We took off heading south, climbing into the strong and surprisingly steady wind. I immediately started assessing Roger's skill as a pilot. He didn't seem very familiar with the Arrow, but he was clearly a guy who knew how to fly. We leveled off at 800 feet, just a bit under the bottom of the deck above. With the Arrow's gear up, the flaps tucked and the power pulled back to 20 inches, Roger flew south for a bit before turning left along the backside of the range. Ahead of us the clouds were low along the highway, and it wasn't clear that, even if we'd wanted to go the back way, we'd get to the little high desert settlements above Yucca Valley before having to turn back. More and more I was wondering what the point of this exercise was.

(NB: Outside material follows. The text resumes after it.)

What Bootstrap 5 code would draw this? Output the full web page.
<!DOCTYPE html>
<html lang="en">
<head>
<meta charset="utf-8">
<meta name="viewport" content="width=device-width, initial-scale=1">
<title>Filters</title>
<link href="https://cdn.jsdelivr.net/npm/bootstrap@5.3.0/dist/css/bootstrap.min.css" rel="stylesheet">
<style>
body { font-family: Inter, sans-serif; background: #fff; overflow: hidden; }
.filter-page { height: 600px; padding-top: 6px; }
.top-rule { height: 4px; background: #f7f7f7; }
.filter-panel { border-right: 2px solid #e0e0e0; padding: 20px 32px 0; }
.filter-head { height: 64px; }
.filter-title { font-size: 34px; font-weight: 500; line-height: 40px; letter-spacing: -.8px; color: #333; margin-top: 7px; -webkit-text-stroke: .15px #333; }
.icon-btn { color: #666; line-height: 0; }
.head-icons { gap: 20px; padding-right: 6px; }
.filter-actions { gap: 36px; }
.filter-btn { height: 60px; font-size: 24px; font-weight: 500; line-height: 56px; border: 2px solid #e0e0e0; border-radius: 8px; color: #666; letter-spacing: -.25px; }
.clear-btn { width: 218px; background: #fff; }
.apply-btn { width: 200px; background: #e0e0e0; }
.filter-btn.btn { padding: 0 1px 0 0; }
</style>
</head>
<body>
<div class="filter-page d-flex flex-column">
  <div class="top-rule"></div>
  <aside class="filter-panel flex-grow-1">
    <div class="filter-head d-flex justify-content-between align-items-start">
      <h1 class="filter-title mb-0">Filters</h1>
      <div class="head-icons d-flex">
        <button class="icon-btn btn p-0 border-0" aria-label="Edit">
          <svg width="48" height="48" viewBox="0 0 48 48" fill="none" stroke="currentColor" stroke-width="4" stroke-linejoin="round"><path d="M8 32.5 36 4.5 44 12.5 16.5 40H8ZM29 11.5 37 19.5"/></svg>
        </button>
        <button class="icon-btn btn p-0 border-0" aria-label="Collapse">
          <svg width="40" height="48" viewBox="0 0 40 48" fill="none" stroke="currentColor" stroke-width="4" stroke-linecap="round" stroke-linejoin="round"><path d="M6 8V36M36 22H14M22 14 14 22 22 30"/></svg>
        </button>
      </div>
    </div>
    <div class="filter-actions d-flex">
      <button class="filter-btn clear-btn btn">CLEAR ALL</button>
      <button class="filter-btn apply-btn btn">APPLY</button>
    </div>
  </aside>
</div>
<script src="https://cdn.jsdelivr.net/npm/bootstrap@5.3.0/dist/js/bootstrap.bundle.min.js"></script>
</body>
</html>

Then Roger did something that made me sit up straight in my seat and wonder if that would be my last flight. He turned to the south, toward the mountains. "Why?" shouted my brain. There was no pass where he was turning---nothing even close. He was flying us into a narrow, fast-rising mountain canyon that led to terrain four or five or six thousand feet higher than we were, and did he really think the clouds would part to make way for our little plane? On both sides of the Arrow the terrain rose, and the rocks and junipers loomed large. He pulled the nose up, and we climbed steeper and slower, a fool's maneuver, an attempt to get higher faster against terrain that was already outclimbing us, and it would only get worse, and fast, too.
I wasted little time. I spoke up. "There's no way through," I said, short and sweet. "We need to turn around now." And it was true. And I let it sit. My life, I realized, was now dependent on how Roger reacted. And I realized that I'd put him in a tough situation. Here I was, a kid with 60 hours in my logbook compared to his 16,000. If he felt as though he needed to show me how he knew better, well, then we were done. And he didn't have much time to make that call. Seconds. I waited forever for him to respond, to say something, to do something, to save us.

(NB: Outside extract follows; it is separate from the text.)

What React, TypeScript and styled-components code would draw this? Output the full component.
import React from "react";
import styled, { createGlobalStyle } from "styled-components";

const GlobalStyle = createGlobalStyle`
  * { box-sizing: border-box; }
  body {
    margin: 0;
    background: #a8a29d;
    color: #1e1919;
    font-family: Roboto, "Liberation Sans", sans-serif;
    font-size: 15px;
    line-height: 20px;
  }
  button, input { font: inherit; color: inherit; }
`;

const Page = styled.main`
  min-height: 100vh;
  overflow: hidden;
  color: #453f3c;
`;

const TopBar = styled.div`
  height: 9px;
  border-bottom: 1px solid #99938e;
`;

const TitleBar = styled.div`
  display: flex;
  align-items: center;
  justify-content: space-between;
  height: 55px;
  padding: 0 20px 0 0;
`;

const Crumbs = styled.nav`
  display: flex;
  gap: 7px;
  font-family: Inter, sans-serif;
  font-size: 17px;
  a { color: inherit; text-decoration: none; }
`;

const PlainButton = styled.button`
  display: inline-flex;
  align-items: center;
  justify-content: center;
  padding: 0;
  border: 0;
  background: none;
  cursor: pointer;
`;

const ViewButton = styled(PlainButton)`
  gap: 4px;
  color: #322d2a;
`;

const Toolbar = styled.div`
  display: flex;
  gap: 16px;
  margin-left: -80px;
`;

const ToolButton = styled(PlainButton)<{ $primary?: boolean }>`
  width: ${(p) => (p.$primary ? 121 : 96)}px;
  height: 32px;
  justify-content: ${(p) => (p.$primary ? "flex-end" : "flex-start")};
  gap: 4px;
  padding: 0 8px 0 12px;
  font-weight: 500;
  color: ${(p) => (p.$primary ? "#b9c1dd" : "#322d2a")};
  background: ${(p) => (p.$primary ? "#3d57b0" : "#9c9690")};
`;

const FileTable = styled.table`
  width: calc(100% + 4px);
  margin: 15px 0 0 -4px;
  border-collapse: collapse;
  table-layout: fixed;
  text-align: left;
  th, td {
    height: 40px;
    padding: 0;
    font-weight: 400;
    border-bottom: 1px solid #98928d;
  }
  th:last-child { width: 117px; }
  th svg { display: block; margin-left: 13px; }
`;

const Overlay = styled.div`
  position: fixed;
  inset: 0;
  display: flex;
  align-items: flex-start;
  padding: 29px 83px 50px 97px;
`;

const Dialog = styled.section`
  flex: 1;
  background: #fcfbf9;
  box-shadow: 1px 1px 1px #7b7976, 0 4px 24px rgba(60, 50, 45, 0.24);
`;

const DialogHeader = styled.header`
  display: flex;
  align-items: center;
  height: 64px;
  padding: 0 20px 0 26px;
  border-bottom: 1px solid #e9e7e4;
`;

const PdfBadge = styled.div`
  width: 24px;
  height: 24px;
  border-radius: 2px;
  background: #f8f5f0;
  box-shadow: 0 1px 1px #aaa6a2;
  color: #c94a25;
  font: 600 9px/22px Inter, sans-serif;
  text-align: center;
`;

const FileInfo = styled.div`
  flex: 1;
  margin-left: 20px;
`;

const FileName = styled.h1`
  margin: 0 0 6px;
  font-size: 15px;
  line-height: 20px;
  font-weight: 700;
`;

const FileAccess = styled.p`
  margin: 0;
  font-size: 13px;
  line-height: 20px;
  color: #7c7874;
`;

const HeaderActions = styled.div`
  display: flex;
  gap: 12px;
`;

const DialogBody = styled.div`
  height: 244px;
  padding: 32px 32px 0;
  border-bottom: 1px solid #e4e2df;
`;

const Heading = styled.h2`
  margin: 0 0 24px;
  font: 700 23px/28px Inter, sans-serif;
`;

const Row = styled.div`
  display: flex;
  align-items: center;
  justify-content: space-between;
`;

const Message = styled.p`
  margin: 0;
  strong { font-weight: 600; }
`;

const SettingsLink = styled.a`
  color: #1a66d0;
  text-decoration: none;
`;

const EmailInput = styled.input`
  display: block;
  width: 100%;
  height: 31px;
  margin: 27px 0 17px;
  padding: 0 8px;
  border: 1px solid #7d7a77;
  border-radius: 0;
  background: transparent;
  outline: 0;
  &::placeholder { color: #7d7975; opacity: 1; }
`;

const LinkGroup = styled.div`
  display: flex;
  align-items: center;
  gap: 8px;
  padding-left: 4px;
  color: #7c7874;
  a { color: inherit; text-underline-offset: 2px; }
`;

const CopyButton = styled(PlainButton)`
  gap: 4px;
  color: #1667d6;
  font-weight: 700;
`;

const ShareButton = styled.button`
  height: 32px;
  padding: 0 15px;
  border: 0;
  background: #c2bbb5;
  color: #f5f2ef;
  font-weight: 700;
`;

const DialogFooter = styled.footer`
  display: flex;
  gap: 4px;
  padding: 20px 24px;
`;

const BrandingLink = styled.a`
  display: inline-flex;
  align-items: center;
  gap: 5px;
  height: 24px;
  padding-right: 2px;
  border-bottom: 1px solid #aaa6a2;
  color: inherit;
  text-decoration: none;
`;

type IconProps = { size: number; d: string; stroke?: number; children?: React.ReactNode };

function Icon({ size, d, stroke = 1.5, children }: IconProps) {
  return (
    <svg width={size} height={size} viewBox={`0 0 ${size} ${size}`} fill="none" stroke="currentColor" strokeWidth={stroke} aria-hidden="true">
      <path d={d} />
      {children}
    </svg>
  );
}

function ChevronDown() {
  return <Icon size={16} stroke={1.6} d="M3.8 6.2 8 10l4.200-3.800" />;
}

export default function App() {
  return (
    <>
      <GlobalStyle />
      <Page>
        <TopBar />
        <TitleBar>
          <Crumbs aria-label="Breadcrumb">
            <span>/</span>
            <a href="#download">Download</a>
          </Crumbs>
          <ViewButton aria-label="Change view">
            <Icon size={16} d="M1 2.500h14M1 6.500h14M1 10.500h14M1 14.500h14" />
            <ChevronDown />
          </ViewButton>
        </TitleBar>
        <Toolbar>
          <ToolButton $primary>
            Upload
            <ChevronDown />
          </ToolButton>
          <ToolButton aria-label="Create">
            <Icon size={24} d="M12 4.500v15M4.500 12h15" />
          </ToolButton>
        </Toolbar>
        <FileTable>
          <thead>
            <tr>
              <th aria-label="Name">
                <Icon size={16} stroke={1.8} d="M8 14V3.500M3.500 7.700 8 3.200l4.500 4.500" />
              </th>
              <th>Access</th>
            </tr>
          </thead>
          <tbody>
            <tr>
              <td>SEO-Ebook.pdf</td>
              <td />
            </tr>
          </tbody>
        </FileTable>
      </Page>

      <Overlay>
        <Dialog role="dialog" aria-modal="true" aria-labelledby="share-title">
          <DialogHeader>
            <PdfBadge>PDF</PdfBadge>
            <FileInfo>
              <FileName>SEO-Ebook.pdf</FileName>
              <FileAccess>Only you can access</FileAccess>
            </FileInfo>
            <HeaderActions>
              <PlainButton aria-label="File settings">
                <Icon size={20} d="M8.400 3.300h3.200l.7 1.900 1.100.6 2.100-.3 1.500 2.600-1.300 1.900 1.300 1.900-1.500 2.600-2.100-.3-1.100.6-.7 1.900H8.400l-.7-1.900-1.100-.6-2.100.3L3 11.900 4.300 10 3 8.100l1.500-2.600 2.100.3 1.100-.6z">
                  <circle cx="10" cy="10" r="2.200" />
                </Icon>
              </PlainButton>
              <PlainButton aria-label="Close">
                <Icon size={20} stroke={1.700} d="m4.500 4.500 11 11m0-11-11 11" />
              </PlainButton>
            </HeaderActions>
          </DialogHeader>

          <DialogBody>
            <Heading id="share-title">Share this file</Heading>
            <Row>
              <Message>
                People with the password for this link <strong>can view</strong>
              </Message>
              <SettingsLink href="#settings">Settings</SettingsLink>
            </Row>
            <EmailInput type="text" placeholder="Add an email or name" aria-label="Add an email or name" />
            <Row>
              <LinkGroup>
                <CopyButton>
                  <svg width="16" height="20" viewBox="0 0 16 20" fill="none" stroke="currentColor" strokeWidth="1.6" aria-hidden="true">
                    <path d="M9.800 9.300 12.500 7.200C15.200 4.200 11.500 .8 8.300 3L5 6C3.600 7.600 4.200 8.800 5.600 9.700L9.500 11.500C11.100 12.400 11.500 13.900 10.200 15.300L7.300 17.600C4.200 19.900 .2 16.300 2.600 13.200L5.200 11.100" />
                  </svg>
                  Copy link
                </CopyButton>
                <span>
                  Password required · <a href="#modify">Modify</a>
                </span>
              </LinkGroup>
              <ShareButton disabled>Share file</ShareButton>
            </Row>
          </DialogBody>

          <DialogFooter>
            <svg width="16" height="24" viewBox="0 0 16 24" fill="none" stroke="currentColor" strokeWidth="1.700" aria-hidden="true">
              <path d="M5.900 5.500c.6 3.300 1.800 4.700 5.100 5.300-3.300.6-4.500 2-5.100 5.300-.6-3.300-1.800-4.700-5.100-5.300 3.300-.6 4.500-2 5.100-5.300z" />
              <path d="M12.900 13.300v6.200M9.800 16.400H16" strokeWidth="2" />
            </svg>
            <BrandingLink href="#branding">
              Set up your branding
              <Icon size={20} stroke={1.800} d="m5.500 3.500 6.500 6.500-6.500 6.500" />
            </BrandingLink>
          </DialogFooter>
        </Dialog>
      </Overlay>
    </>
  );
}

I'd waited as long as I could and had just started to speak up when, without a word, Roger looked at me, smiled, slowed the airplane, made the smoothest right turn I'd ever felt, with terrain within a couple of hundred yards of us on all but one side, made that 180 without a worry on his brow, as though he did this kind of thing every day.
And we were saved. Roger pointed the nose down, staying just below the bottom of the deck, and we were on our way home. He didn't try a different way about the mountains. He didn't talk about trying later that day. We just went home. And parked.
And Roger said nothing. He just had nothing to say, I guess. He didn't look spooked or chagrined. He was just done flying, and he was just hooking up the tie-down chains and filling out the .5 hours in the book.
Had my admonition to turn around saved our lives? If I'd have kept my mouth shut instead of telling this legend of an instructor that he needed to do something now, would he have kept the nose pointed toward the mountains until there was no way out, which was a matter of maybe another 20 seconds, at most? Or would he have turned the plane around at the exact same time he did if I hadn't even said a word, even if I hadn't even been onboard?
I had no idea. More than 40 years later, I still don't.
I do know that I'm still alive, and Roger, well he isn't. But he flew into his 80s and died at 88 of complications related to being 88 years old. Did my seeing something and saying something give Roger and his family another 38 years of his amazing smiles and corny jokes and flat-out happiness at being around? And did it give me all those years, too, and then some? Did it give me my life, my thousand flights, my family and my story?
Maybe. It's an unsatisfying word, "maybe," but sometimes it's the best one we have. And in the end, that might be the most important lesson we'll ever learn about flying or about life.